Background: Asthma exacerbations can be life-threatening if not promptly recognized and treated. Although necessary, intubation and mechanical ventilation can cause barotrauma, hemodynamic instability, and increased mortality. Documenting near-fatal asthma case with severe hypercapnia, recovering without intubation is uncommon and offers useful clinical insight.
Case presentation: A 45-year-old Somali woman with poorly controlled bronchial asthma presented to the emergency department with acute severe dyspnea following a three-day prodrome of fever, cough, rhinorrhea, and sore throat. On arrival, she was semi-conscious, in respiratory distress, with a silent chest, hypoxemia (SpO2 47%), and hypercapnia (PaCO2 106.4 mmHg).

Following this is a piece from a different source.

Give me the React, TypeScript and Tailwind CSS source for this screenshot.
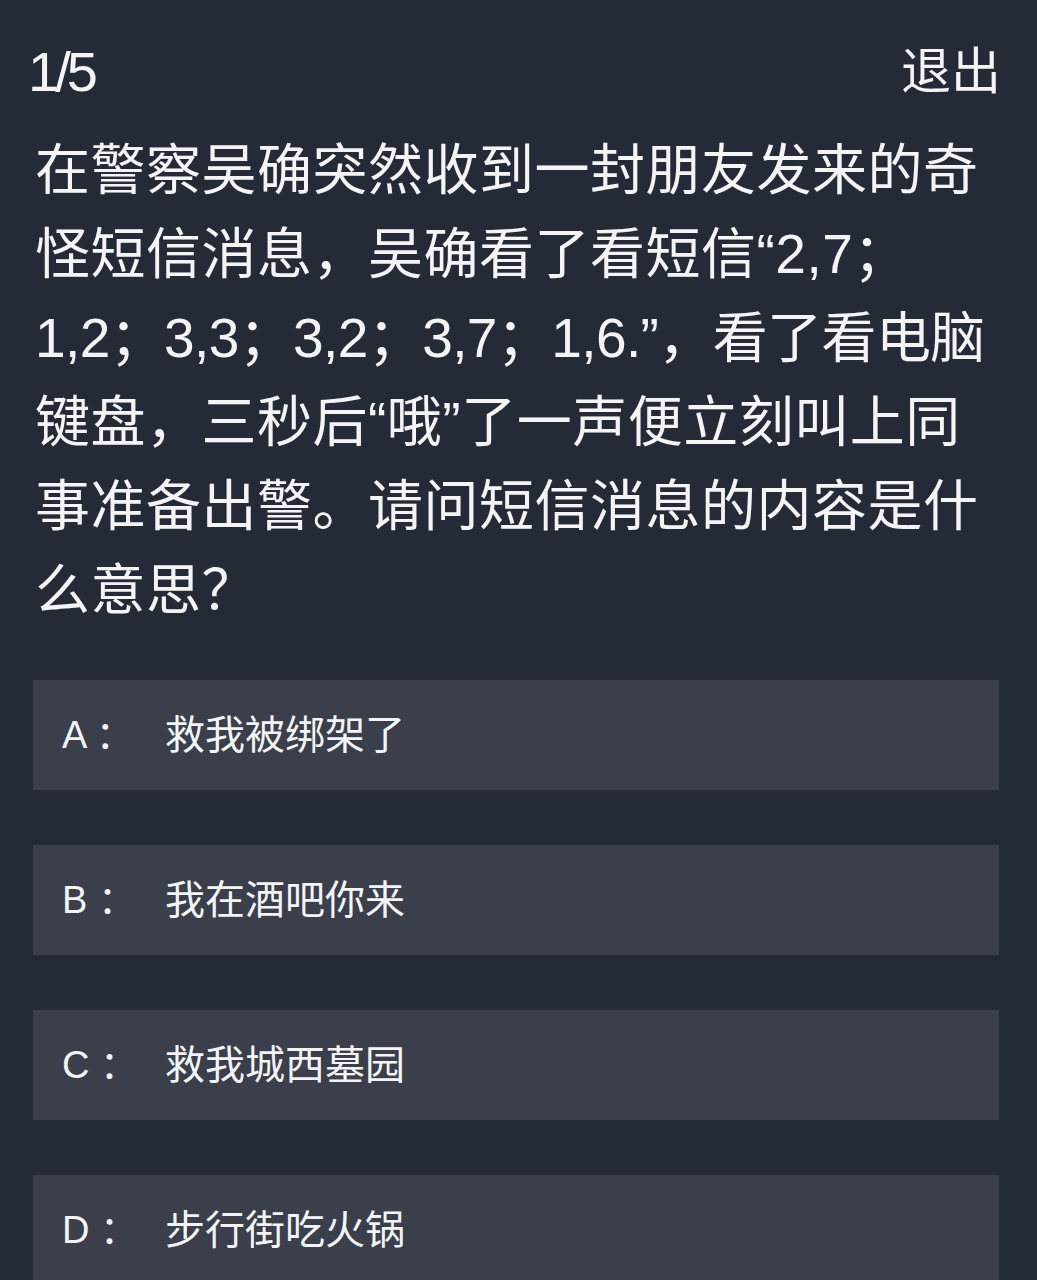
const font = { fontFamily: '"Liberation Sans", "Noto Sans CJK SC", sans-serif' };

const options = [
  { key: "A", text: "救我被绑架了" },
  { key: "B", text: "我在酒吧你来" },
  { key: "C", text: "救我城西墓园" },
  { key: "D", text: "步行街吃火锅" },
];

// line 3 is mostly latin digits, which run wider than the screenshot's font
const lines = [
  { t: "在警察吴确突然收到一封朋友发来的奇", tight: false },
  { t: "怪短信消息，吴确看了看短信“2,7；", tight: false },
  { t: "1,2；3,3；3,2；3,7；1,6.”，看了看电脑", tight: true },
  { t: "键盘，三秒后“哦”了一声便立刻叫上同", tight: false },
  { t: "事准备出警。请问短信消息的内容是什", tight: false },
  { t: "么意思？", tight: false },
];

export default function App() {
  return (
    <div className="min-h-[1280px] w-full overflow-hidden bg-[#252a37] text-[#f4f4f6]" style={font}>
      <div className="mt-[40px] flex h-[64px] items-center justify-between pl-[28px] pr-[36px]">
        <span className="text-[56px] leading-none tracking-[-4px]">1/5</span>
        <span className="text-[50px] leading-none">退出</span>
      </div>
      <div className="mt-[24px] px-[35px] text-[55px] leading-[84px] whitespace-nowrap">
        {lines.map((l, i) => (
          <div key={i} className={l.tight ? "tracking-[-0.6px]" : "tracking-[0.5px]"}>
            {l.t}
          </div>
        ))}
      </div>
      <div className="mt-[48px] flex flex-col gap-[55px] pl-[33px] pr-[38px]">
        {options.map((o) => (
          <div key={o.key} className="flex h-[110px] items-center bg-[#3a3f4b] pl-[29px]">
            <span className="w-[103px] text-[38px]">{o.key} ：</span>
            <span className="text-[40px]">{o.text}</span>
          </div>
        ))}
      </div>
    </div>
  );
}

She received immediate bag-valve-mask breathing, high-flow oxygen, intravenous corticosteroids, repeated nebulized bronchodilators, inhaled budesonide, and magnesium sulfate. The patient showed remarkable clinical improvement within an hour, including restored awareness, bilateral wheezing, SpO2 at 99% on oxygen, and normalized arterial blood gases. After monitoring in the ICU, she switched to oral medication and returned home without endotracheal intubation on the fourth day.
Discussion: For life-threatening asthma, GINA, BTS/SIGN, and ERS/ATS recommend systemic corticosteroids, frequent bronchodilators, and intravenous magnesium sulfate as the main treatment, with intubation reserved for respiratory collapse. This case sheds light on how severe hypercapnic respiratory failure patients can recover without invasive airway procedures in resource-limited emergency settings with timely, guideline-adherent care.
Conclusion: Early non-invasive treatments for life-threatening asthma can provide positive outcomes, even in near-fatal asthma cases. Intubation and related risks were avoided through close supervision, timely corticosteroids, nebulized bronchodilators, and intravenous magnesium sulfate.